[SOURCE EXCERPT start]

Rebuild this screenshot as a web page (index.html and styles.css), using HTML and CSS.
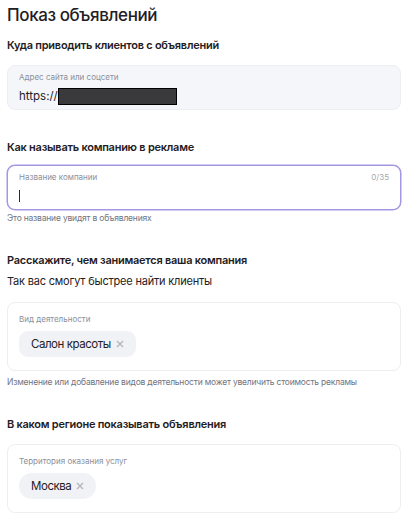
FILE: index.html
```html
<!DOCTYPE html>
<html lang="ru">
<head>
<meta charset="utf-8">
<title>Показ объявлений</title>
<link rel="stylesheet" href="styles.css">
</head>
<body>
<main class="page">
  <h1 class="title">Показ объявлений</h1>

  <h2 class="heading h-first">Куда приводить клиентов с объявлений</h2>
  <div class="field field-filled">
    <div class="label">Адрес сайта или соцсети</div>
    <div class="value">https://<span class="redact"></span></div>
  </div>

  <h2 class="heading h-next">Как называть компанию в рекламе</h2>
  <div class="field field-focus">
    <div class="label-row"><span class="label">Название компании</span><span class="counter">0/35</span></div>
    <div class="value"><span class="caret"></span></div>
  </div>
  <p class="hint hint-tight">Это название увидят в объявлениях</p>

  <h2 class="heading h-after-hint">Расскажите, чем занимается ваша компания</h2>
  <p class="sub">Так вас смогут быстрее найти клиенты</p>
  <div class="field field-chips">
    <div class="label">Вид деятельности</div>
    <div class="chips">
      <span class="chip">Салон красоты<svg class="chip-x" viewBox="0 0 8 8" width="8" height="8" aria-hidden="true"><path d="M1 1L7 7M7 1L1 7"/></svg></span>
    </div>
  </div>
  <p class="hint hint-loose">Изменение или добавление видов деятельности может увеличить стоимость рекламы</p>

  <h2 class="heading h-after-hint">В каком регионе показывать объявления</h2>
  <div class="field field-chips field-region">
    <div class="label">Территория оказания услуг</div>
    <div class="chips">
      <span class="chip chip-round">Москва<svg class="chip-x" viewBox="0 0 8 8" width="8" height="8" aria-hidden="true"><path d="M1 1L7 7M7 1L1 7"/></svg></span>
    </div>
  </div>
</main>
</body>
</html>
```

FILE: styles.css
```css
* { box-sizing: border-box; }
html, body { margin: 0; padding: 0; background: #ffffff; }
body {
  font-family: Inter, "Noto Sans", "Liberation Sans", sans-serif;
  color: #1f2024;
}
.page { padding: 5px 7px 0 7px; width: 408px; }
.title {
  margin: 0;
  font-size: 17px;
  line-height: 20px;
  font-weight: 500;
  letter-spacing: -0.4px;
}
.heading {
  margin: 0;
  font-size: 11px;
  line-height: 16px;
  font-weight: 600;
  letter-spacing: -0.25px;
}
.h-first { margin-top: 12px; }
.h-next { margin-top: 29px; }
.h-after-hint { margin-top: 28px; }
.field {
  border: 1px solid #eceef2;
  border-radius: 8px;
  padding: 6px 11px 5px 11px;
  background: #ffffff;
}
.field-filled { background: #f5f6f9; margin-top: 12px; }
.field-focus { border-color: #a596e2; margin-top: 10px; box-shadow: 0 0 0 0.5px #a596e2; }
.field-chips { margin-top: 13px; padding: 11px 11px 13px 11px; }
.field-region { margin-top: 12px; }
.label-row { display: flex; justify-content: space-between; align-items: center; }
.label {
  font-size: 8px;
  line-height: 10px;
  color: #8b8f9a;
}
.counter { font-size: 8px; line-height: 10px; color: #a4a7b0; }
.value {
  margin-top: 6px;
  height: 16px;
  font-size: 11.5px;
  line-height: 16px;
  display: flex;
  align-items: center;
}
.redact {
  display: inline-block;
  width: 119px;
  height: 17px;
  background: #3a3a3c;
  border: 1.5px solid #000;
}
.caret {
  display: inline-block;
  width: 1px;
  height: 12px;
  background: #2a2b30;
}
.hint {
  margin: 2px 0 0 0;
  font-size: 8.5px;
  line-height: 12px;
  color: #70747f;
  letter-spacing: -0.2px;
}
.hint-loose { margin-top: 5px; }
.sub {
  margin: 5px 0 0 0;
  font-size: 11px;
  line-height: 16px;
  color: #1f2024;
  letter-spacing: -0.2px;
}
.chips { margin-top: 7px; display: flex; gap: 6px; }
.chip {
  display: inline-flex;
  align-items: center;
  height: 26px;
  padding: 0 12px 0 12px;
  border-radius: 9px;
  background: #f1f2f6;
  font-size: 11.5px;
  letter-spacing: -0.45px;
  color: #1f2024;
}
.chip-round { border-radius: 13px; }
.chip-x {
  margin-left: 5px;
  stroke: #b0b3ba;
  stroke-width: 1.2;
  fill: none;
}
```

[SOURCE EXCERPT end]

Copy the listing word for word, excluding its pictures.

**OUTPUT OF THE EXERCISE:**
Rebuild this screenshot as a web page (index.html and styles.css), using HTML and CSS.
FILE: index.html
```html
<!DOCTYPE html>
<html lang="ru">
<head>
<meta charset="utf-8">
<title>Показ объявлений</title>
<link rel="stylesheet" href="styles.css">
</head>
<body>
<main class="page">
  <h1 class="title">Показ объявлений</h1>

  <h2 class="heading h-first">Куда приводить клиентов с объявлений</h2>
  <div class="field field-filled">
    <div class="label">Адрес сайта или соцсети</div>
    <div class="value">https://<span class="redact"></span></div>
  </div>

  <h2 class="heading h-next">Как называть компанию в рекламе</h2>
  <div class="field field-focus">
    <div class="label-row"><span class="label">Название компании</span><span class="counter">0/35</span></div>
    <div class="value"><span class="caret"></span></div>
  </div>
  <p class="hint hint-tight">Это название увидят в объявлениях</p>

  <h2 class="heading h-after-hint">Расскажите, чем занимается ваша компания</h2>
  <p class="sub">Так вас смогут быстрее найти клиенты</p>
  <div class="field field-chips">
    <div class="label">Вид деятельности</div>
    <div class="chips">
      <span class="chip">Салон красоты<svg class="chip-x" viewBox="0 0 8 8" width="8" height="8" aria-hidden="true"><path d="M1 1L7 7M7 1L1 7"/></svg></span>
    </div>
  </div>
  <p class="hint hint-loose">Изменение или добавление видов деятельности может увеличить стоимость рекламы</p>

  <h2 class="heading h-after-hint">В каком регионе показывать объявления</h2>
  <div class="field field-chips field-region">
    <div class="label">Территория оказания услуг</div>
    <div class="chips">
      <span class="chip chip-round">Москва<svg class="chip-x" viewBox="0 0 8 8" width="8" height="8" aria-hidden="true"><path d="M1 1L7 7M7 1L1 7"/></svg></span>
    </div>
  </div>
</main>
</body>
</html>
```

FILE: styles.css
```css
* { box-sizing: border-box; }
html, body { margin: 0; padding: 0; background: #ffffff; }
body {
  font-family: Inter, "Noto Sans", "Liberation Sans", sans-serif;
  color: #1f2024;
}
.page { padding: 5px 7px 0 7px; width: 408px; }
.title {
  margin: 0;
  font-size: 17px;
  line-height: 20px;
  font-weight: 500;
  letter-spacing: -0.4px;
}
.heading {
  margin: 0;
  font-size: 11px;
  line-height: 16px;
  font-weight: 600;
  letter-spacing: -0.25px;
}
.h-first { margin-top: 12px; }
.h-next { margin-top: 29px; }
.h-after-hint { margin-top: 28px; }
.field {
  border: 1px solid #eceef2;
  border-radius: 8px;
  padding: 6px 11px 5px 11px;
  background: #ffffff;
}
.field-filled { background: #f5f6f9; margin-top: 12px; }
.field-focus { border-color: #a596e2; margin-top: 10px; box-shadow: 0 0 0 0.5px #a596e2; }
.field-chips { margin-top: 13px; padding: 11px 11px 13px 11px; }
.field-region { margin-top: 12px; }
.label-row { display: flex; justify-content: space-between; align-items: center; }
.label {
  font-size: 8px;
  line-height: 10px;
  color: #8b8f9a;
}
.counter { font-size: 8px; line-height: 10px; color: #a4a7b0; }
.value {
  margin-top: 6px;
  height: 16px;
  font-size: 11.5px;
  line-height: 16px;
  display: flex;
  align-items: center;
}
.redact {
  display: inline-block;
  width: 119px;
  height: 17px;
  background: #3a3a3c;
  border: 1.5px solid #000;
}
.caret {
  display: inline-block;
  width: 1px;
  height: 12px;
  background: #2a2b30;
}
.hint {
  margin: 2px 0 0 0;
  font-size: 8.5px;
  line-height: 12px;
  color: #70747f;
  letter-spacing: -0.2px;
}
.hint-loose { margin-top: 5px; }
.sub {
  margin: 5px 0 0 0;
  font-size: 11px;
  line-height: 16px;
  color: #1f2024;
  letter-spacing: -0.2px;
}
.chips { margin-top: 7px; display: flex; gap: 6px; }
.chip {
  display: inline-flex;
  align-items: center;
  height: 26px;
  padding: 0 12px 0 12px;
  border-radius: 9px;
  background: #f1f2f6;
  font-size: 11.5px;
  letter-spacing: -0.45px;
  color: #1f2024;
}
.chip-round { border-radius: 13px; }
.chip-x {
  margin-left: 5px;
  stroke: #b0b3ba;
  stroke-width: 1.2;
  fill: none;
}
```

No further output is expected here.